Let’s say an employee signs a well-crafted non-compete agreement, and then violates its terms. What can you do about it? You can go to court and ask for an injunction. If you’re successful, the judge will order the employee — or ex-employee — to stop competing. If the person continues to compete, he or she will be in contempt of court and may be jailed. The judge may also award money damages to your business.

Non-Disclosure Agreement

This is also known as a confidentiality agreement. The employee acknowledges that you’ll be sharing confidential information with him or her. The employee agrees not to use the information for his or her personal benefit, or to reveal it to others without your permission.
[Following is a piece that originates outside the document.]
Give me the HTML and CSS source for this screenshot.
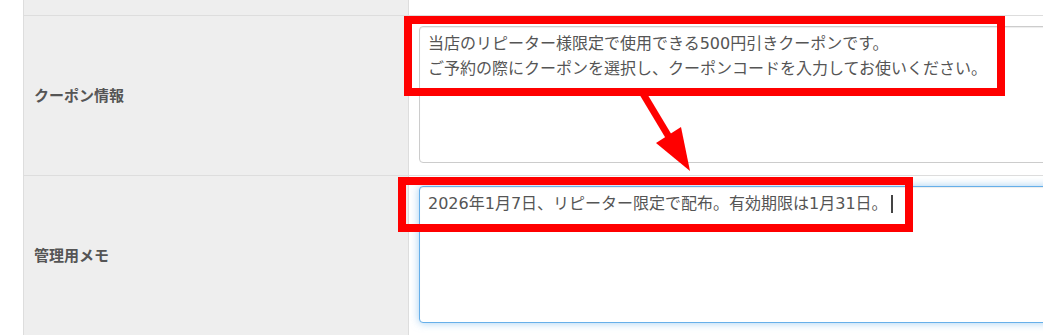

These agreements are very common in high-tech business, but they have a place in other businesses as well. A non-disclosure agreement can cover many types of information that give your business a competitive advantage. This includes trade secrets such as unique formulas and processes, or marketing plans, pricing arrangements, and lists of customers and suppliers.

Of course, you can’t protect information that’s generally known in your industry.

You can further protect confidential information by keeping it locked up, and by revealing it to employees only on a need-to-know basis.

As with a non-compete agreement, you can ask for an injunction and money damages if the employee or ex-employee violates the non-disclosure agreement.

Non-Solicitation Agreement

Here, the employee agrees not to hire away any of your other employees. Whether or not your employee is allowed to compete with you after leaving your business, you’d hate to lose other valuable workers.

The employee signing a non-solicitation agreement also agrees that after leaving your business, he or she won’t solicit business from any of your customers or suppliers.

Again, this type of agreement isn’t necessary for lower-echelon employees.